■ Work instructions
The exercise asks for every line of the data to be reproduced exactly.

■ Data block
+---+
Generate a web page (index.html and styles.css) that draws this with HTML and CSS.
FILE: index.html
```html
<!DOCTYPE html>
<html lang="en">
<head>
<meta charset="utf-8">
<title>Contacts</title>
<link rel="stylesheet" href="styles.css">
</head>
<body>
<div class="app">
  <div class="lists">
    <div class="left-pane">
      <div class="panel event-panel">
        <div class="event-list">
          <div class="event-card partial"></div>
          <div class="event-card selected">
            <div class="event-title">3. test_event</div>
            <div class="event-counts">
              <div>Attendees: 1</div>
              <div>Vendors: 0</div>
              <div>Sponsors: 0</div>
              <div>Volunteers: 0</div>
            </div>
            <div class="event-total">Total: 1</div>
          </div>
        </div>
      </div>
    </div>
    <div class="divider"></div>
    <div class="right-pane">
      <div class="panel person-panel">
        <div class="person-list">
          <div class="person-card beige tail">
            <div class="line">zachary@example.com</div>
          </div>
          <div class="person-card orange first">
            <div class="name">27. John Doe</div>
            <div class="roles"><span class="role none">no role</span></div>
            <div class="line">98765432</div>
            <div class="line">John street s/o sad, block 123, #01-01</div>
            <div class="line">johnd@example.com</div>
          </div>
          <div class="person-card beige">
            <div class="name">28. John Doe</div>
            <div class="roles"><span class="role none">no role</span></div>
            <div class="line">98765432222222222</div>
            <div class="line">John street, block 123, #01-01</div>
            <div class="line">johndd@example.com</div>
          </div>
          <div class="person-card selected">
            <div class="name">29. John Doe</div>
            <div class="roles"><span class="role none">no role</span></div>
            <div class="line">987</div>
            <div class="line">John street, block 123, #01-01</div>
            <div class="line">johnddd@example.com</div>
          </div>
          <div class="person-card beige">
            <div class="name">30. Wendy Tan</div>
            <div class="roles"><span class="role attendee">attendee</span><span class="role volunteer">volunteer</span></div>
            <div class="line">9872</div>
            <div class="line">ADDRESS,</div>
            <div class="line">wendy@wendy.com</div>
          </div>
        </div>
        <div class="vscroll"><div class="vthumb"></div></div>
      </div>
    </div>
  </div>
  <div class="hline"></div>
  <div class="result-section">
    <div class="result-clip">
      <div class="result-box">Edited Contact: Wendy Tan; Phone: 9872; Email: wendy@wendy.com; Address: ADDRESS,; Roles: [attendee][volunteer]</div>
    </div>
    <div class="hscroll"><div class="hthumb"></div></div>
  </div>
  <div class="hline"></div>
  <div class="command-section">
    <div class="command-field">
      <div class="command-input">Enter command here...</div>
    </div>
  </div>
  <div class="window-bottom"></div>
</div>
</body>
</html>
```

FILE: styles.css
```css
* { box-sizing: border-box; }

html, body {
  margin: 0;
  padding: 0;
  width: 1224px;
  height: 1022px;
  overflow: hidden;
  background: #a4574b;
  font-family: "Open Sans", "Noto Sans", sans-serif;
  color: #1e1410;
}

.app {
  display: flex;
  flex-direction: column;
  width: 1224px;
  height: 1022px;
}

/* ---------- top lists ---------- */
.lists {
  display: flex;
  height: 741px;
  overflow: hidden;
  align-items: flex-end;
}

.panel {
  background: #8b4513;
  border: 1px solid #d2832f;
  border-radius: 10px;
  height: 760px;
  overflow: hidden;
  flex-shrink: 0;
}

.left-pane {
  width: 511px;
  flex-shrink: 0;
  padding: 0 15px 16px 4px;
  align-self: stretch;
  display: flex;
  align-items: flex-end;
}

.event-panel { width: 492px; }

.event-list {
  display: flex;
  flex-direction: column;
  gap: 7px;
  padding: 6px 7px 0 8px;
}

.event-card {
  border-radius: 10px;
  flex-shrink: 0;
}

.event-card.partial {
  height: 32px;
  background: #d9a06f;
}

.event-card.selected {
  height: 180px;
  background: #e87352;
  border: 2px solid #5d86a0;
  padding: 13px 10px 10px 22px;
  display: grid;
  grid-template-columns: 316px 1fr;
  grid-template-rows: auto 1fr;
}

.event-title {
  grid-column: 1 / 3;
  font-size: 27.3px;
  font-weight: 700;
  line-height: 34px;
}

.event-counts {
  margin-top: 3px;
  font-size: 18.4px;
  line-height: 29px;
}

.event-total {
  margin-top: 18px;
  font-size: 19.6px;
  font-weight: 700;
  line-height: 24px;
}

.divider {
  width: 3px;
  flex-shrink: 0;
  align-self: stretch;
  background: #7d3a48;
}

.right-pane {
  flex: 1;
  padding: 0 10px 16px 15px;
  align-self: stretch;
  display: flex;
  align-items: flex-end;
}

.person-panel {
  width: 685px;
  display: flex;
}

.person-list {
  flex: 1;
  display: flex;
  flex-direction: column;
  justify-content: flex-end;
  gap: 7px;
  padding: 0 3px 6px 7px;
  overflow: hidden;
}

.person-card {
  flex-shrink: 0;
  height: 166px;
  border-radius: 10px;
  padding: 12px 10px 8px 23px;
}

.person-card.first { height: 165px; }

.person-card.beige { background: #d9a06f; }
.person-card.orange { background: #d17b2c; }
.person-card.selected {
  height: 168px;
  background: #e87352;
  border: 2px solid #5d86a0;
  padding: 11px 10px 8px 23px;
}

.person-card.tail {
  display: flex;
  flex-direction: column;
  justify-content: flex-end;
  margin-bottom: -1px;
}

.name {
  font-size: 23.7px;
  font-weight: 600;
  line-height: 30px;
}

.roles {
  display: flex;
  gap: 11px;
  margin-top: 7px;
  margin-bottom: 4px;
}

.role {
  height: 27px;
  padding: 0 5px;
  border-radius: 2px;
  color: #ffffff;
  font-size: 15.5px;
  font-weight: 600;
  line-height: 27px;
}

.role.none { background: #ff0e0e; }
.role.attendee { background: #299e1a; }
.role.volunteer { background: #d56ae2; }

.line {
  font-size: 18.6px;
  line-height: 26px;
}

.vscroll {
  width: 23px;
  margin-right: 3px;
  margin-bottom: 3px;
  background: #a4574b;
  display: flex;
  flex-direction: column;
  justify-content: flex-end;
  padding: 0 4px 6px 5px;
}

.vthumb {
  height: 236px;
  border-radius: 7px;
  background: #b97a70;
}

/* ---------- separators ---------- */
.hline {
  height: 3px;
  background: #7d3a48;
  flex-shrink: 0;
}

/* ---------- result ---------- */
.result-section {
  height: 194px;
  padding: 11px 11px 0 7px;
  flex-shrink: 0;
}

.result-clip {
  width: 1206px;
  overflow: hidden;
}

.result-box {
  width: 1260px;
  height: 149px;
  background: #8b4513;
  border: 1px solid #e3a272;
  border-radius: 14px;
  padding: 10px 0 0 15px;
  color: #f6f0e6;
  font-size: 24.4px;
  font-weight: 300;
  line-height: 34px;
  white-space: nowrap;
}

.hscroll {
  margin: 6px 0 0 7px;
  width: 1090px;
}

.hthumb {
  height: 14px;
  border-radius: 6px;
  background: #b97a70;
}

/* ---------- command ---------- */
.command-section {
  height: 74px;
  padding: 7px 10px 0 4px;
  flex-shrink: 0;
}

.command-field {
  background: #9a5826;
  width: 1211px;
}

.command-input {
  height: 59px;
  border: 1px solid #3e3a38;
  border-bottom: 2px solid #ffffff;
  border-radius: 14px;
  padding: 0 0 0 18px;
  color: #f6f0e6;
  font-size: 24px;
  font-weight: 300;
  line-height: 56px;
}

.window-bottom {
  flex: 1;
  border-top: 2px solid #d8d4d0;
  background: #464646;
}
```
+---+
■ Reply
Generate a web page (index.html and styles.css) that draws this with HTML and CSS.
FILE: index.html
```html
<!DOCTYPE html>
<html lang="en">
<head>
<meta charset="utf-8">
<title>Contacts</title>
<link rel="stylesheet" href="styles.css">
</head>
<body>
<div class="app">
  <div class="lists">
    <div class="left-pane">
      <div class="panel event-panel">
        <div class="event-list">
          <div class="event-card partial"></div>
          <div class="event-card selected">
            <div class="event-title">3. test_event</div>
            <div class="event-counts">
              <div>Attendees: 1</div>
              <div>Vendors: 0</div>
              <div>Sponsors: 0</div>
              <div>Volunteers: 0</div>
            </div>
            <div class="event-total">Total: 1</div>
          </div>
        </div>
      </div>
    </div>
    <div class="divider"></div>
    <div class="right-pane">
      <div class="panel person-panel">
        <div class="person-list">
          <div class="person-card beige tail">
            <div class="line">zachary@example.com</div>
          </div>
          <div class="person-card orange first">
            <div class="name">27. John Doe</div>
            <div class="roles"><span class="role none">no role</span></div>
            <div class="line">98765432</div>
            <div class="line">John street s/o sad, block 123, #01-01</div>
            <div class="line">johnd@example.com</div>
          </div>
          <div class="person-card beige">
            <div class="name">28. John Doe</div>
            <div class="roles"><span class="role none">no role</span></div>
            <div class="line">98765432222222222</div>
            <div class="line">John street, block 123, #01-01</div>
            <div class="line">johndd@example.com</div>
          </div>
          <div class="person-card selected">
            <div class="name">29. John Doe</div>
            <div class="roles"><span class="role none">no role</span></div>
            <div class="line">987</div>
            <div class="line">John street, block 123, #01-01</div>
            <div class="line">johnddd@example.com</div>
          </div>
          <div class="person-card beige">
            <div class="name">30. Wendy Tan</div>
            <div class="roles"><span class="role attendee">attendee</span><span class="role volunteer">volunteer</span></div>
            <div class="line">9872</div>
            <div class="line">ADDRESS,</div>
            <div class="line">wendy@wendy.com</div>
          </div>
        </div>
        <div class="vscroll"><div class="vthumb"></div></div>
      </div>
    </div>
  </div>
  <div class="hline"></div>
  <div class="result-section">
    <div class="result-clip">
      <div class="result-box">Edited Contact: Wendy Tan; Phone: 9872; Email: wendy@wendy.com; Address: ADDRESS,; Roles: [attendee][volunteer]</div>
    </div>
    <div class="hscroll"><div class="hthumb"></div></div>
  </div>
  <div class="hline"></div>
  <div class="command-section">
    <div class="command-field">
      <div class="command-input">Enter command here...</div>
    </div>
  </div>
  <div class="window-bottom"></div>
</div>
</body>
</html>
```

FILE: styles.css
```css
* { box-sizing: border-box; }

html, body {
  margin: 0;
  padding: 0;
  width: 1224px;
  height: 1022px;
  overflow: hidden;
  background: #a4574b;
  font-family: "Open Sans", "Noto Sans", sans-serif;
  color: #1e1410;
}

.app {
  display: flex;
  flex-direction: column;
  width: 1224px;
  height: 1022px;
}

/* ---------- top lists ---------- */
.lists {
  display: flex;
  height: 741px;
  overflow: hidden;
  align-items: flex-end;
}

.panel {
  background: #8b4513;
  border: 1px solid #d2832f;
  border-radius: 10px;
  height: 760px;
  overflow: hidden;
  flex-shrink: 0;
}

.left-pane {
  width: 511px;
  flex-shrink: 0;
  padding: 0 15px 16px 4px;
  align-self: stretch;
  display: flex;
  align-items: flex-end;
}

.event-panel { width: 492px; }

.event-list {
  display: flex;
  flex-direction: column;
  gap: 7px;
  padding: 6px 7px 0 8px;
}

.event-card {
  border-radius: 10px;
  flex-shrink: 0;
}

.event-card.partial {
  height: 32px;
  background: #d9a06f;
}

.event-card.selected {
  height: 180px;
  background: #e87352;
  border: 2px solid #5d86a0;
  padding: 13px 10px 10px 22px;
  display: grid;
  grid-template-columns: 316px 1fr;
  grid-template-rows: auto 1fr;
}

.event-title {
  grid-column: 1 / 3;
  font-size: 27.3px;
  font-weight: 700;
  line-height: 34px;
}

.event-counts {
  margin-top: 3px;
  font-size: 18.4px;
  line-height: 29px;
}

.event-total {
  margin-top: 18px;
  font-size: 19.6px;
  font-weight: 700;
  line-height: 24px;
}

.divider {
  width: 3px;
  flex-shrink: 0;
  align-self: stretch;
  background: #7d3a48;
}

.right-pane {
  flex: 1;
  padding: 0 10px 16px 15px;
  align-self: stretch;
  display: flex;
  align-items: flex-end;
}

.person-panel {
  width: 685px;
  display: flex;
}

.person-list {
  flex: 1;
  display: flex;
  flex-direction: column;
  justify-content: flex-end;
  gap: 7px;
  padding: 0 3px 6px 7px;
  overflow: hidden;
}

.person-card {
  flex-shrink: 0;
  height: 166px;
  border-radius: 10px;
  padding: 12px 10px 8px 23px;
}

.person-card.first { height: 165px; }

.person-card.beige { background: #d9a06f; }
.person-card.orange { background: #d17b2c; }
.person-card.selected {
  height: 168px;
  background: #e87352;
  border: 2px solid #5d86a0;
  padding: 11px 10px 8px 23px;
}

.person-card.tail {
  display: flex;
  flex-direction: column;
  justify-content: flex-end;
  margin-bottom: -1px;
}

.name {
  font-size: 23.7px;
  font-weight: 600;
  line-height: 30px;
}

.roles {
  display: flex;
  gap: 11px;
  margin-top: 7px;
  margin-bottom: 4px;
}

.role {
  height: 27px;
  padding: 0 5px;
  border-radius: 2px;
  color: #ffffff;
  font-size: 15.5px;
  font-weight: 600;
  line-height: 27px;
}

.role.none { background: #ff0e0e; }
.role.attendee { background: #299e1a; }
.role.volunteer { background: #d56ae2; }

.line {
  font-size: 18.6px;
  line-height: 26px;
}

.vscroll {
  width: 23px;
  margin-right: 3px;
  margin-bottom: 3px;
  background: #a4574b;
  display: flex;
  flex-direction: column;
  justify-content: flex-end;
  padding: 0 4px 6px 5px;
}

.vthumb {
  height: 236px;
  border-radius: 7px;
  background: #b97a70;
}

/* ---------- separators ---------- */
.hline {
  height: 3px;
  background: #7d3a48;
  flex-shrink: 0;
}

/* ---------- result ---------- */
.result-section {
  height: 194px;
  padding: 11px 11px 0 7px;
  flex-shrink: 0;
}

.result-clip {
  width: 1206px;
  overflow: hidden;
}

.result-box {
  width: 1260px;
  height: 149px;
  background: #8b4513;
  border: 1px solid #e3a272;
  border-radius: 14px;
  padding: 10px 0 0 15px;
  color: #f6f0e6;
  font-size: 24.4px;
  font-weight: 300;
  line-height: 34px;
  white-space: nowrap;
}

.hscroll {
  margin: 6px 0 0 7px;
  width: 1090px;
}

.hthumb {
  height: 14px;
  border-radius: 6px;
  background: #b97a70;
}

/* ---------- command ---------- */
.command-section {
  height: 74px;
  padding: 7px 10px 0 4px;
  flex-shrink: 0;
}

.command-field {
  background: #9a5826;
  width: 1211px;
}

.command-input {
  height: 59px;
  border: 1px solid #3e3a38;
  border-bottom: 2px solid #ffffff;
  border-radius: 14px;
  padding: 0 0 0 18px;
  color: #f6f0e6;
  font-size: 24px;
  font-weight: 300;
  line-height: 56px;
}

.window-bottom {
  flex: 1;
  border-top: 2px solid #d8d4d0;
  background: #464646;
}
```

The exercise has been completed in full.